The IG-IO believes that in the theme of the ESIL 2018 Conference, “International Law and Universality”, International Organisations clearly emerge as important objects of study. For a long time the world has put its faith in International Organisations as promoters of universality, as mechanisms of overcoming the perceived weaknesses and arbitrariness of a system of law founded on sovereign states and informed by individual state interests. To different degrees and in different manners, International Organisations have assumed these roles and advanced policies and practices accordingly. However, in the last decades, International Organisations have felt the impact of what may be described as the exhaustion of this worldview.
In reality, International Organisations have always been affected by counteracting narratives at work in the international sphere. On the one hand, with successive attempts at creating a universal, general and overarching International Organisation, from the League of Nations in the wake of the First World War to the United Nations at the end of the Second, the ‘move to institutions’ has often been interpreted as a move towards a genuinely universal international law. Coupled with the idea that organisations, whose power and authority are allocated along functional lines rather than on the basis of territorial sovereignty, are not as susceptible to the political snares and conflicts of interest that traditionally hamper legal relations between states, this inspired the view of International Organisations as an antidote to clashing state interests and the parochialism in international law. For their part, International Organisations have embraced this universalist role and advanced this world-view.

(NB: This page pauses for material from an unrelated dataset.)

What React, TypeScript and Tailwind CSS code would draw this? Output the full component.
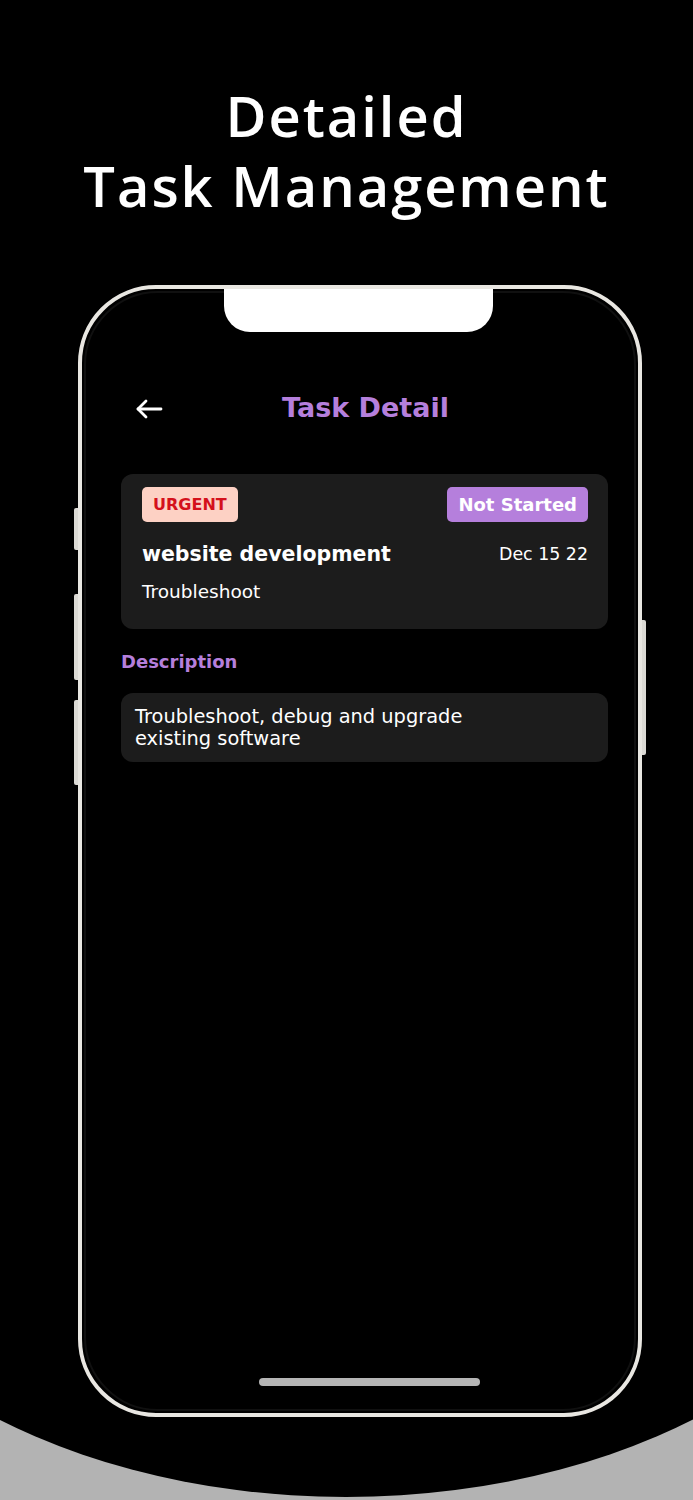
import React from "react";

const appFont = { fontFamily: "'DejaVu Sans', 'Noto Sans', sans-serif" };

export default function App() {
  return (
    <div className="relative w-[693px] h-[1500px] bg-black overflow-hidden">
      {/* bottom curve (background decoration) */}
      <div className="absolute left-0 bottom-0 w-full h-[90px] bg-[#b3b3b3] overflow-hidden">
        <div className="absolute left-[-214px] bottom-[3px] w-[1120px] h-[720px] rounded-[50%] bg-black" />
      </div>

      {/* title */}
      <div
        className="relative pt-[80px] text-center text-white font-semibold text-[56px] leading-[70px] tracking-[0.035em]"
        style={{ fontFamily: "'Open Sans', sans-serif" }}
      >
        <div>Detailed</div>
        <div>Task Management</div>
      </div>

      {/* phone */}
      <div className="relative ml-[78px] mt-[65px] w-[564px] h-[1132px]">
        {/* side buttons */}
        <div className="absolute left-[-4px] top-[223px] w-[5px] h-[42px] rounded-l-[2px] bg-[#dcdad5]" />
        <div className="absolute left-[-4px] top-[309px] w-[5px] h-[86px] rounded-l-[2px] bg-[#dcdad5]" />
        <div className="absolute left-[-4px] top-[415px] w-[5px] h-[85px] rounded-l-[2px] bg-[#dcdad5]" />
        <div className="absolute right-[-4px] top-[335px] w-[5px] h-[135px] rounded-r-[2px] bg-[#dcdad5]" />

        <div className="relative w-full h-full rounded-[78px] border-[4px] border-[#e9e7e2] bg-black overflow-hidden">
          <div className="absolute inset-[2px] rounded-[74px] border-[2px] border-[#101010]" />
          {/* notch */}
          <div className="absolute left-[142px] top-0 w-[269px] h-[43px] bg-white rounded-b-[26px]" />

          <div className="relative flex flex-col h-full pl-[39px] pt-[99px] pb-[27px]" style={appFont}>
            {/* header */}
            <div className="relative w-[487px] h-[40px] flex items-center justify-center">
              <svg
                className="absolute left-[14px] top-[10px]"
                width="28"
                height="22"
                viewBox="0 0 28 22"
                fill="none"
                stroke="white"
                strokeWidth="2.8"
                strokeLinecap="round"
                strokeLinejoin="round"
              >
                <path d="M26 11H3" />
                <path d="M11 3L3 11L11 19" />
              </svg>
              <span className="ml-[2px] text-[27px] font-bold text-[#b57fdc]">Task Detail</span>
            </div>

            {/* task card */}
            <div className="mt-[46px] w-[487px] h-[155px] rounded-[12px] bg-[#1c1c1c] pt-[13px] pl-[21px] pr-[20px]">
              <div className="flex items-center justify-between">
                <span className="h-[35px] px-[11px] flex items-center rounded-[5px] bg-[#fdd1c4] text-[#d4101b] text-[16px] font-bold">
                  URGENT
                </span>
                <span className="h-[35px] px-[11px] flex items-center rounded-[5px] bg-[#b57fdc] text-white text-[18px] font-bold">
                  Not Started
                </span>
              </div>
              <div className="mt-[20px] flex items-center justify-between h-[24px]">
                <span className="text-white text-[20.5px] font-bold">website development</span>
                <span className="text-white text-[17.4px]">Dec 15 22</span>
              </div>
              <div className="mt-[14px] h-[24px] flex items-center text-white text-[18.5px]">Troubleshoot</div>
            </div>

            {/* description */}
            <div className="mt-[20px] h-[24px] flex items-center text-[#b57fdc] text-[18px] font-bold">
              Description
            </div>
            <div className="mt-[20px] w-[487px] h-[69px] rounded-[12px] bg-[#1c1c1c] pl-[14px] pt-[13px] text-white text-[19.4px] leading-[22px]">
              <div>Troubleshoot, debug and upgrade</div>
              <div>existing software</div>
            </div>

            {/* home indicator */}
            <div className="mt-auto ml-[138px] w-[221px] h-[8px] rounded-full bg-[#b5b5b5]" />
          </div>
        </div>
      </div>
    </div>
  );
}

However, on the other hand, in the past twenty years the neutral, redemptory image of International Organisations has lost much of its persuasive power. Stories of misconduct in UN military operations and self-enrichment by UN staff have brought about a disenchantment and sobering of expectations. Besides, the incursions by International Organisations into sensitive areas such as finance, environment and migration, combined with the political and institutional-legal authority that enables International Organisations to make States adopt policies and practices deemed undemocratic or simply detached from the realities of their domestic constituencies – all this adds up to long-felt misgivings about the manifestation of International Organisations as a Western-hegemonic project. In many spaces, including within academia, this leads to critical views of the move from territory to function as a basis for power and authority with aspirations for universal scope and validity in international affairs.

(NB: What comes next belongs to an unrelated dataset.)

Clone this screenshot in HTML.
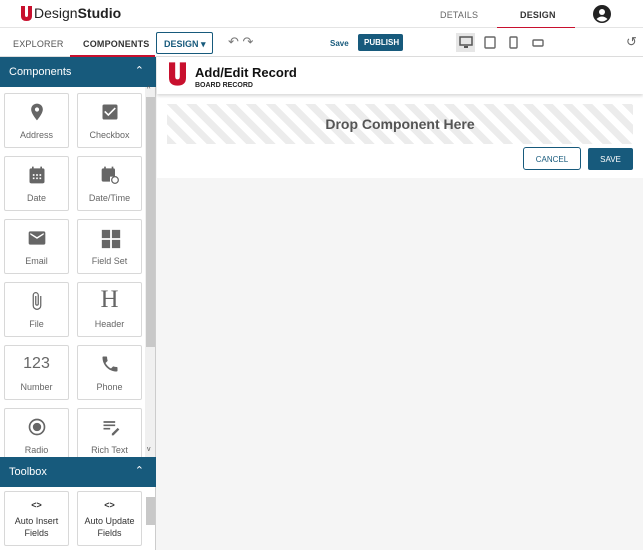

Insights Expected From the Discussion
In this framework, the Panel will discuss whether it is appropriate to look at the reasons and goals that motivated the move towards institutions as part of a dream of universality. The Panel will explore the theoretical and practical importance of such a dream and consider whether it affects the development of the law and practice of International Organisations; will investigate the limits of this dream, and consider if it is reaching a point of saturation or exhaustion. Contributions look at global and regional institutions operating in different fields both in the past and in the present. Against the background of the contributions, the Chair will encourage Panellists and the audience to scrutinise the role played by International Organisations in protecting universal interests, such as global commons, human rights – and to contrast the discourse, policies and practices of such protection with the reality of those affected. Finally, contributors will explore the reasons given by, and the surrounding discourse of, States and non-State Actors in resisting or simply rejecting the role of International Organisations. The panel aims at motivating all who attend to think of new possibilities and alternatives – if indeed universality has been a dream that motivated the move towards International Organisations and much of their practices, and if this move is nearing exhaustion, what is there on the horizon to replace it.
Description of the Panel
The Panel is organised in two parts, namely, four presentations of 10 minutes each totalling 40 minutes, followed by a 50-minute open discussion with the audience. During the discussion, the Chair will encourage debate along the lines discussed above. The composition of the Panel is as follows:
Chair – Catherine Brölmann
Catherine Brölmann is an Associate Professor of International Law at the University of Amsterdam. She has done extensive research into issues of international lawmaking and legal aspects of international organizations, both in academic publications (e.g. in the monograph “The Institutional Veil in Public International Law,” Hart 2007) and in international and national legal practice (she is also a member of the Advisory Committee for Public International Law of the Dutch Government). She is one of the editors-in-chief of Oxford International Organizations (OXIO-OUP).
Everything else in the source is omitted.